— Begin Dataset excerpt —
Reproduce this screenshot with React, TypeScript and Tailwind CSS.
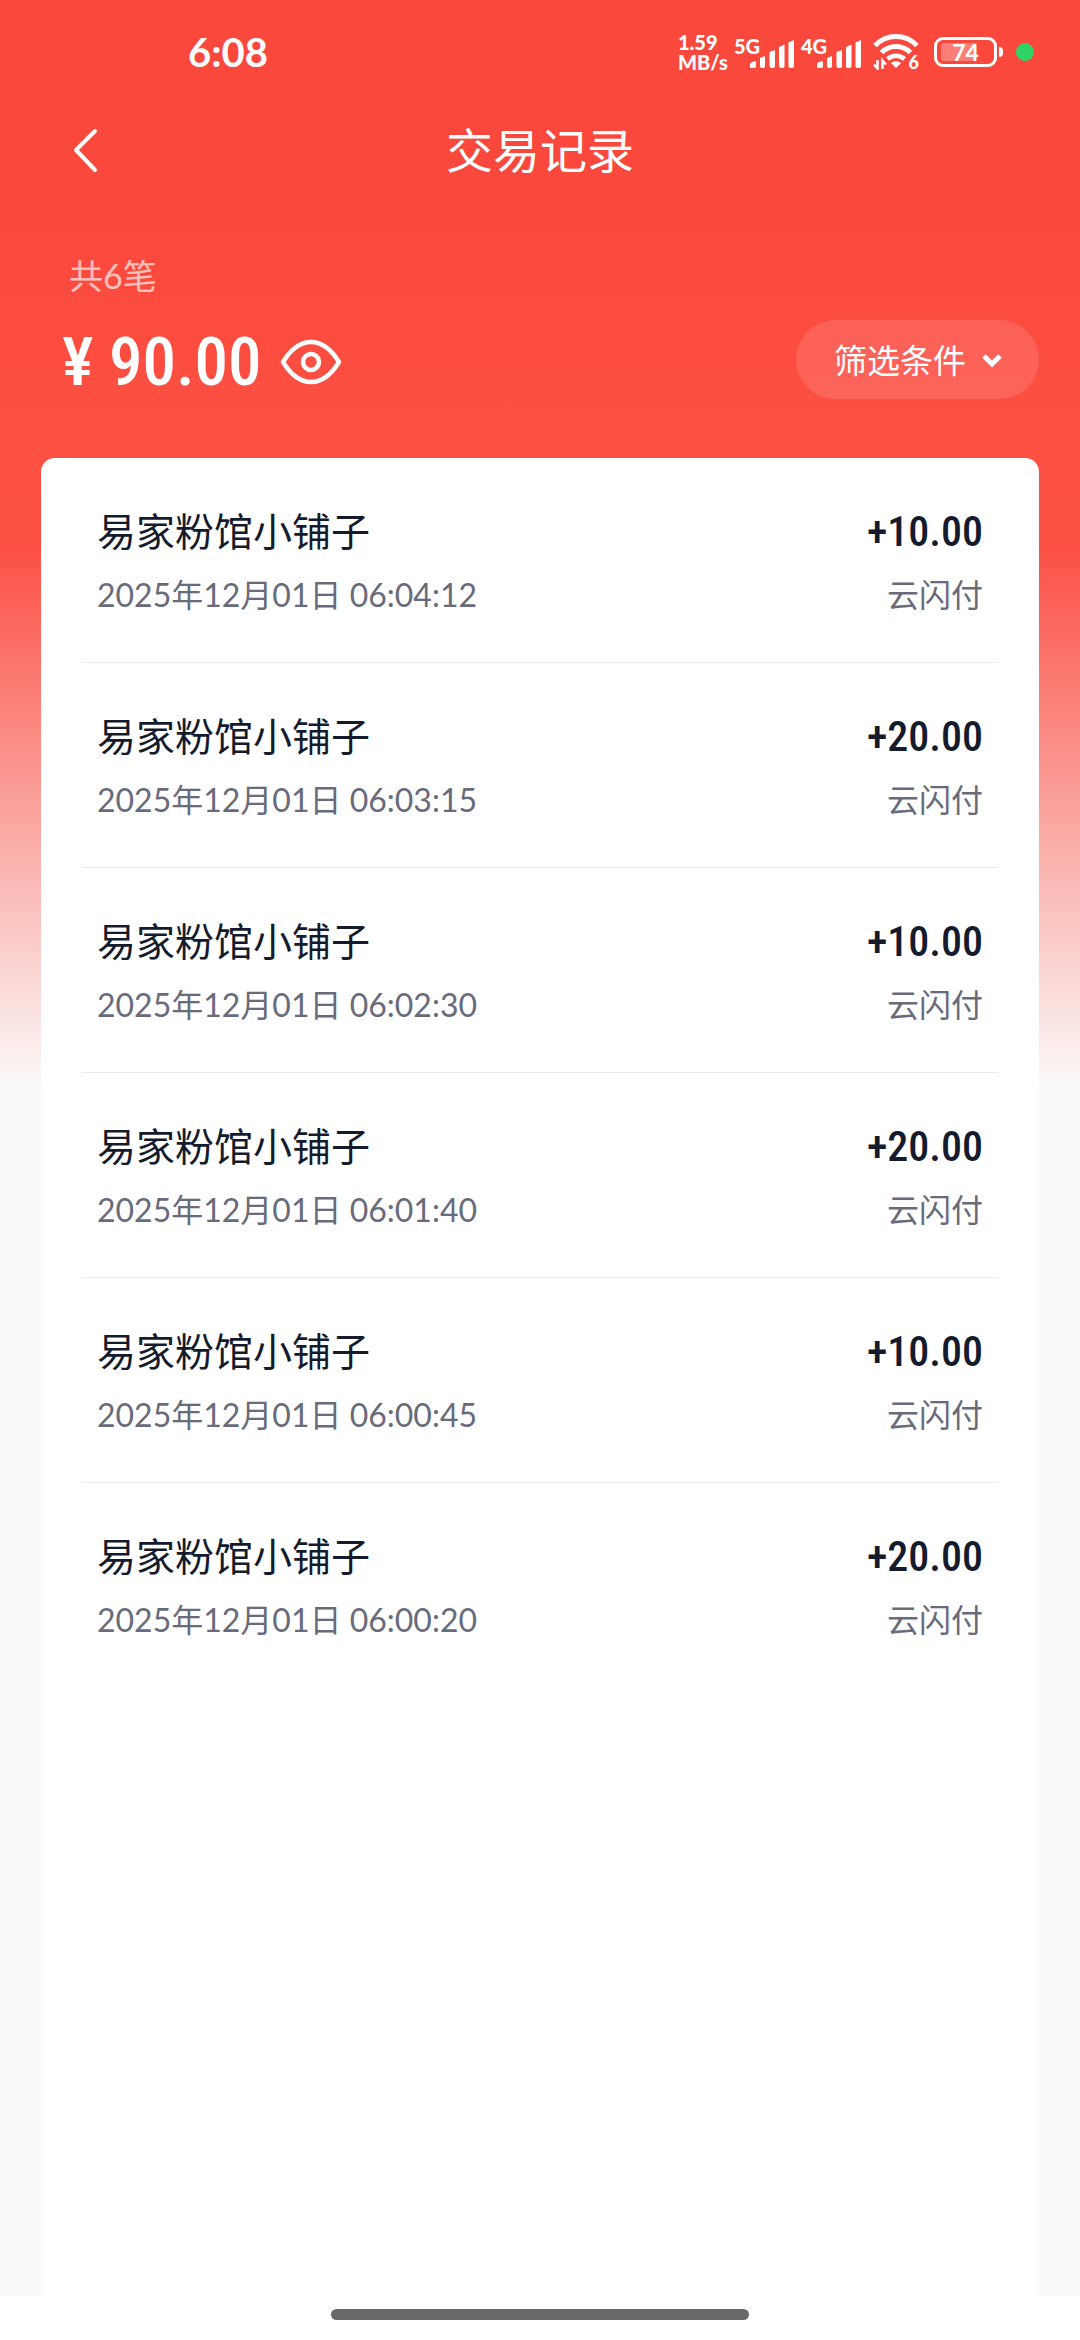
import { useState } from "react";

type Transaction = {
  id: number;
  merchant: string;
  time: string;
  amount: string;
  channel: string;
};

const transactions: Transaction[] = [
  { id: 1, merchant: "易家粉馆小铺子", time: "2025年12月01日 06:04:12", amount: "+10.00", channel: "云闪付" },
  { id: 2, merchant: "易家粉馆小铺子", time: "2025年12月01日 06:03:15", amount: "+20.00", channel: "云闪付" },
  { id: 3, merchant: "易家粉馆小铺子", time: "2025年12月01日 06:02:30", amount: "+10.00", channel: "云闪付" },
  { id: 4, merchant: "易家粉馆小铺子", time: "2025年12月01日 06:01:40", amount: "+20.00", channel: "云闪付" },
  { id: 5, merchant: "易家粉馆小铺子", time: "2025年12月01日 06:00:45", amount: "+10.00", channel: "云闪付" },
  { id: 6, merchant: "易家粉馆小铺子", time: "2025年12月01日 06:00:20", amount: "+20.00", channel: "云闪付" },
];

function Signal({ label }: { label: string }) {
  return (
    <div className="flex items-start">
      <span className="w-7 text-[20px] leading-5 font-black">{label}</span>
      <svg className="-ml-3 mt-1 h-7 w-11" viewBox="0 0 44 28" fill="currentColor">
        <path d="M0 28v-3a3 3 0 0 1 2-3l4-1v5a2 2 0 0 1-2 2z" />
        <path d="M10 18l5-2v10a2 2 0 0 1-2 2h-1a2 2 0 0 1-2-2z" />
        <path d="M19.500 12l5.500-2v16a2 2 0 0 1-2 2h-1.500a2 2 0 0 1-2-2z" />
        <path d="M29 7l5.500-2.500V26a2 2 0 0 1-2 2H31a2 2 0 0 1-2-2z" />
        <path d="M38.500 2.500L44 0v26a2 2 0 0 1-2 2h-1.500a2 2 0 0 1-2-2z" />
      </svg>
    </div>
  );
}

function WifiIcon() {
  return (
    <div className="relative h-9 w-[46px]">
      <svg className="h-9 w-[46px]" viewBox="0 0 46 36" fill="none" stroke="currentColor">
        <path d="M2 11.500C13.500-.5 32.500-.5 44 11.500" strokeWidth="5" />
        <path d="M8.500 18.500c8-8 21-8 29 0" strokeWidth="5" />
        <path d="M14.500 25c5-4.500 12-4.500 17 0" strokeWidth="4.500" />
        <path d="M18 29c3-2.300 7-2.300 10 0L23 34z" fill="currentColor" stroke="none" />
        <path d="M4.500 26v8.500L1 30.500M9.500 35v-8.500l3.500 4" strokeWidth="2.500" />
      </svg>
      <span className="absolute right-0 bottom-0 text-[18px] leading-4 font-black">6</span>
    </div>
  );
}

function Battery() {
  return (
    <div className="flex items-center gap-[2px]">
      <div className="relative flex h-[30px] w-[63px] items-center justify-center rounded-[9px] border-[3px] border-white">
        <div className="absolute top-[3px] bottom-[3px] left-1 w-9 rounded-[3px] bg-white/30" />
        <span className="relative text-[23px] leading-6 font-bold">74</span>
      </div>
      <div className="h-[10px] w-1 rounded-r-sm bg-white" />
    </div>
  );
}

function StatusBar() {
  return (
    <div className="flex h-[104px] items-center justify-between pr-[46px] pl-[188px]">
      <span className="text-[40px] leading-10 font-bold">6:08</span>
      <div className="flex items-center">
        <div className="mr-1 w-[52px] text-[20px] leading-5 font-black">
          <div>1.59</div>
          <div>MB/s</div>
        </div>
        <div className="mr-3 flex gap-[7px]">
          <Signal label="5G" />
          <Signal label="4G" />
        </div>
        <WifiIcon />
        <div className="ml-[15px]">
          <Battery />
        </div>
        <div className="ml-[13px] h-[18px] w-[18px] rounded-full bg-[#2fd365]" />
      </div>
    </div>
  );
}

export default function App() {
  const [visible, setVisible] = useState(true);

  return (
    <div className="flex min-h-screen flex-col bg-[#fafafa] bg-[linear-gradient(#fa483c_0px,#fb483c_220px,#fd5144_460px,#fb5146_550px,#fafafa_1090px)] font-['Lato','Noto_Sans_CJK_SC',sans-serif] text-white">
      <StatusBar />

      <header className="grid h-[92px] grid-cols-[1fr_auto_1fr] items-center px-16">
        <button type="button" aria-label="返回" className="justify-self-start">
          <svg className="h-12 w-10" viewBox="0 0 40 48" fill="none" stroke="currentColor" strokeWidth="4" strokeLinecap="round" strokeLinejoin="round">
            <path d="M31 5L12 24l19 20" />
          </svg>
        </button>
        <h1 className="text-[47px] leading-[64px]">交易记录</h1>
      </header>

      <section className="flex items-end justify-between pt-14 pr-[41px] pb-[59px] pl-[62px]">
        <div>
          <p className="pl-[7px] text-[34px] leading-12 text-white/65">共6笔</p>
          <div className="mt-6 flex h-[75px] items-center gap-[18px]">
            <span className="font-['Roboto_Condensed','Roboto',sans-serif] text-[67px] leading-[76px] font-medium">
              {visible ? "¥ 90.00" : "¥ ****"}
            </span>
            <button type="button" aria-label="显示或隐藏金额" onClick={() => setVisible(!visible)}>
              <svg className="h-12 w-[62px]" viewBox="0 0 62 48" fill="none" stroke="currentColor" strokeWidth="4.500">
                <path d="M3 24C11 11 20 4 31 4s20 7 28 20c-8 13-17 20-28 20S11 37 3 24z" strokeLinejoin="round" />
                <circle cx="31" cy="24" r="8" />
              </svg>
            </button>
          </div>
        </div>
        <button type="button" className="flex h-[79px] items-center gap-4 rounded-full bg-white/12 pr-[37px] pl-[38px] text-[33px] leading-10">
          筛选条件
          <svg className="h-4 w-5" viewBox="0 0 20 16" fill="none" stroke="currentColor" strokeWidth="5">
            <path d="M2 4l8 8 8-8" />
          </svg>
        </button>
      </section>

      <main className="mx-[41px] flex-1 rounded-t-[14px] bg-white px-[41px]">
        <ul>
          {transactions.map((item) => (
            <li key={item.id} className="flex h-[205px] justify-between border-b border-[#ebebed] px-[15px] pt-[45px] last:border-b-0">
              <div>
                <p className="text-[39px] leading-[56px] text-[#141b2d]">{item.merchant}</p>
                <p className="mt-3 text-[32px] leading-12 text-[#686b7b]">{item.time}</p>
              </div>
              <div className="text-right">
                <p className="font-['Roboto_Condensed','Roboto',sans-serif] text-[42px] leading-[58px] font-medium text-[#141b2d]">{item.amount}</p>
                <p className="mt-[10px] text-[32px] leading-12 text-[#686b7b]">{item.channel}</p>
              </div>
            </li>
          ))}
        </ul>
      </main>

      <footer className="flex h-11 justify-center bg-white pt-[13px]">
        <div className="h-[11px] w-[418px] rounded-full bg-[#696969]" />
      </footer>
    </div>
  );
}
— End Dataset excerpt —
Problem details: Output a faithful copy of the data, with each picture left out.

Exercise answer:
Reproduce this screenshot with React, TypeScript and Tailwind CSS.
import { useState } from "react";

type Transaction = {
  id: number;
  merchant: string;
  time: string;
  amount: string;
  channel: string;
};

const transactions: Transaction[] = [
  { id: 1, merchant: "易家粉馆小铺子", time: "2025年12月01日 06:04:12", amount: "+10.00", channel: "云闪付" },
  { id: 2, merchant: "易家粉馆小铺子", time: "2025年12月01日 06:03:15", amount: "+20.00", channel: "云闪付" },
  { id: 3, merchant: "易家粉馆小铺子", time: "2025年12月01日 06:02:30", amount: "+10.00", channel: "云闪付" },
  { id: 4, merchant: "易家粉馆小铺子", time: "2025年12月01日 06:01:40", amount: "+20.00", channel: "云闪付" },
  { id: 5, merchant: "易家粉馆小铺子", time: "2025年12月01日 06:00:45", amount: "+10.00", channel: "云闪付" },
  { id: 6, merchant: "易家粉馆小铺子", time: "2025年12月01日 06:00:20", amount: "+20.00", channel: "云闪付" },
];

function Signal({ label }: { label: string }) {
  return (
    <div className="flex items-start">
      <span className="w-7 text-[20px] leading-5 font-black">{label}</span>
      <svg className="-ml-3 mt-1 h-7 w-11" viewBox="0 0 44 28" fill="currentColor">
        <path d="M0 28v-3a3 3 0 0 1 2-3l4-1v5a2 2 0 0 1-2 2z" />
        <path d="M10 18l5-2v10a2 2 0 0 1-2 2h-1a2 2 0 0 1-2-2z" />
        <path d="M19.500 12l5.500-2v16a2 2 0 0 1-2 2h-1.500a2 2 0 0 1-2-2z" />
        <path d="M29 7l5.500-2.500V26a2 2 0 0 1-2 2H31a2 2 0 0 1-2-2z" />
        <path d="M38.500 2.500L44 0v26a2 2 0 0 1-2 2h-1.500a2 2 0 0 1-2-2z" />
      </svg>
    </div>
  );
}

function WifiIcon() {
  return (
    <div className="relative h-9 w-[46px]">
      <svg className="h-9 w-[46px]" viewBox="0 0 46 36" fill="none" stroke="currentColor">
        <path d="M2 11.500C13.500-.5 32.500-.5 44 11.500" strokeWidth="5" />
        <path d="M8.500 18.500c8-8 21-8 29 0" strokeWidth="5" />
        <path d="M14.500 25c5-4.500 12-4.500 17 0" strokeWidth="4.500" />
        <path d="M18 29c3-2.300 7-2.300 10 0L23 34z" fill="currentColor" stroke="none" />
        <path d="M4.500 26v8.500L1 30.500M9.500 35v-8.500l3.500 4" strokeWidth="2.500" />
      </svg>
      <span className="absolute right-0 bottom-0 text-[18px] leading-4 font-black">6</span>
    </div>
  );
}

function Battery() {
  return (
    <div className="flex items-center gap-[2px]">
      <div className="relative flex h-[30px] w-[63px] items-center justify-center rounded-[9px] border-[3px] border-white">
        <div className="absolute top-[3px] bottom-[3px] left-1 w-9 rounded-[3px] bg-white/30" />
        <span className="relative text-[23px] leading-6 font-bold">74</span>
      </div>
      <div className="h-[10px] w-1 rounded-r-sm bg-white" />
    </div>
  );
}

function StatusBar() {
  return (
    <div className="flex h-[104px] items-center justify-between pr-[46px] pl-[188px]">
      <span className="text-[40px] leading-10 font-bold">6:08</span>
      <div className="flex items-center">
        <div className="mr-1 w-[52px] text-[20px] leading-5 font-black">
          <div>1.59</div>
          <div>MB/s</div>
        </div>
        <div className="mr-3 flex gap-[7px]">
          <Signal label="5G" />
          <Signal label="4G" />
        </div>
        <WifiIcon />
        <div className="ml-[15px]">
          <Battery />
        </div>
        <div className="ml-[13px] h-[18px] w-[18px] rounded-full bg-[#2fd365]" />
      </div>
    </div>
  );
}

export default function App() {
  const [visible, setVisible] = useState(true);

  return (
    <div className="flex min-h-screen flex-col bg-[#fafafa] bg-[linear-gradient(#fa483c_0px,#fb483c_220px,#fd5144_460px,#fb5146_550px,#fafafa_1090px)] font-['Lato','Noto_Sans_CJK_SC',sans-serif] text-white">
      <StatusBar />

      <header className="grid h-[92px] grid-cols-[1fr_auto_1fr] items-center px-16">
        <button type="button" aria-label="返回" className="justify-self-start">
          <svg className="h-12 w-10" viewBox="0 0 40 48" fill="none" stroke="currentColor" strokeWidth="4" strokeLinecap="round" strokeLinejoin="round">
            <path d="M31 5L12 24l19 20" />
          </svg>
        </button>
        <h1 className="text-[47px] leading-[64px]">交易记录</h1>
      </header>

      <section className="flex items-end justify-between pt-14 pr-[41px] pb-[59px] pl-[62px]">
        <div>
          <p className="pl-[7px] text-[34px] leading-12 text-white/65">共6笔</p>
          <div className="mt-6 flex h-[75px] items-center gap-[18px]">
            <span className="font-['Roboto_Condensed','Roboto',sans-serif] text-[67px] leading-[76px] font-medium">
              {visible ? "¥ 90.00" : "¥ ****"}
            </span>
            <button type="button" aria-label="显示或隐藏金额" onClick={() => setVisible(!visible)}>
              <svg className="h-12 w-[62px]" viewBox="0 0 62 48" fill="none" stroke="currentColor" strokeWidth="4.500">
                <path d="M3 24C11 11 20 4 31 4s20 7 28 20c-8 13-17 20-28 20S11 37 3 24z" strokeLinejoin="round" />
                <circle cx="31" cy="24" r="8" />
              </svg>
            </button>
          </div>
        </div>
        <button type="button" className="flex h-[79px] items-center gap-4 rounded-full bg-white/12 pr-[37px] pl-[38px] text-[33px] leading-10">
          筛选条件
          <svg className="h-4 w-5" viewBox="0 0 20 16" fill="none" stroke="currentColor" strokeWidth="5">
            <path d="M2 4l8 8 8-8" />
          </svg>
        </button>
      </section>

      <main className="mx-[41px] flex-1 rounded-t-[14px] bg-white px-[41px]">
        <ul>
          {transactions.map((item) => (
            <li key={item.id} className="flex h-[205px] justify-between border-b border-[#ebebed] px-[15px] pt-[45px] last:border-b-0">
              <div>
                <p className="text-[39px] leading-[56px] text-[#141b2d]">{item.merchant}</p>
                <p className="mt-3 text-[32px] leading-12 text-[#686b7b]">{item.time}</p>
              </div>
              <div className="text-right">
                <p className="font-['Roboto_Condensed','Roboto',sans-serif] text-[42px] leading-[58px] font-medium text-[#141b2d]">{item.amount}</p>
                <p className="mt-[10px] text-[32px] leading-12 text-[#686b7b]">{item.channel}</p>
              </div>
            </li>
          ))}
        </ul>
      </main>

      <footer className="flex h-11 justify-center bg-white pt-[13px]">
        <div className="h-[11px] w-[418px] rounded-full bg-[#696969]" />
      </footer>
    </div>
  );
}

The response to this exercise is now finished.